Die reine Organisation der Olympischen Spiele würde lediglich ungefähr vier Milliarden Euro kosten, welche durch Olympiaeinnahmen voll gedeckt sind. Größer sind bislang die Kosten der Infrastruktur gewesen, welche die Öffentliche Hand tragen musste.
Maennigs Vorschlag: "Wir müssen über eine private Finanzierung der Olympischen Spiele reden." Wenn die Rolling Stones auftreten oder Taylor Swift, würde sich auch niemand beschweren, einfach aus dem Grund, weil die Auftritte sich privat finanzieren. Weder in Atlanta (1996) noch in Los Angeles (1984) hatte die öffentliche Hand etwas für die Kosten für die Olympischen Spiele hinzutun müssen.

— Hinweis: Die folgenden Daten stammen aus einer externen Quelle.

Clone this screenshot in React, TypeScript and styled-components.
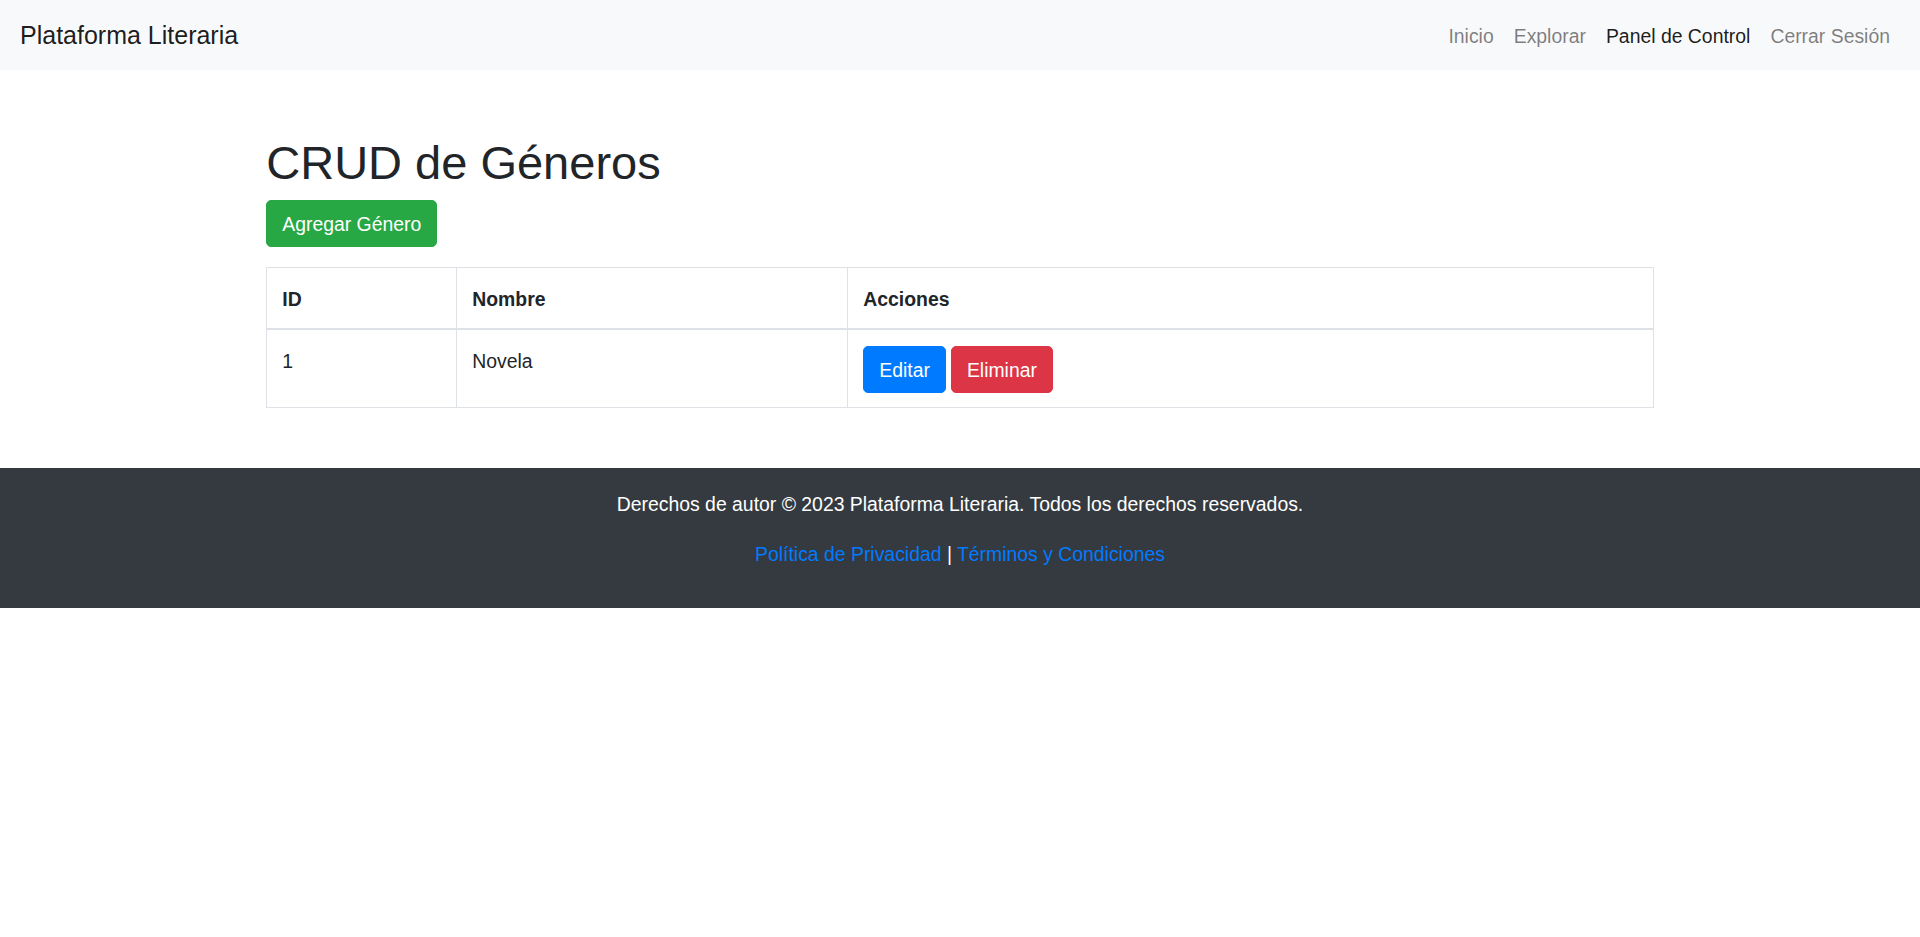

Und: Es müsse darum gehen, weg vom Gedanken der Giga-Spiele zu kommen, wie sie etwa Tokio (2021), Rio (2016) oder London (2012) noch betrieben hätten. "Paris ist da auf dem richtigen Weg, dort hat man nur zwei Hallen neu gebaut", sagt Maennig.
Bewerbung nur mit breiter Allianz
Ob eine solche entschlackte Olympia-Bewerbung bei den Berlinern Anklang findet? Klar ist, dass die Politiker – Absichtserklärung hin oder her – ohne die breite Zustimmung in der Bevölkerung keine Olympia-Bewerbung ins Rennen schicken wird.
Auch LSB-Chef Thomas Härtel sagt, "dass wir noch keine breite Allianz haben. Wir arbeiten daran. Die brauchen wir, wenn wir uns erfolgreich bewerben wollen."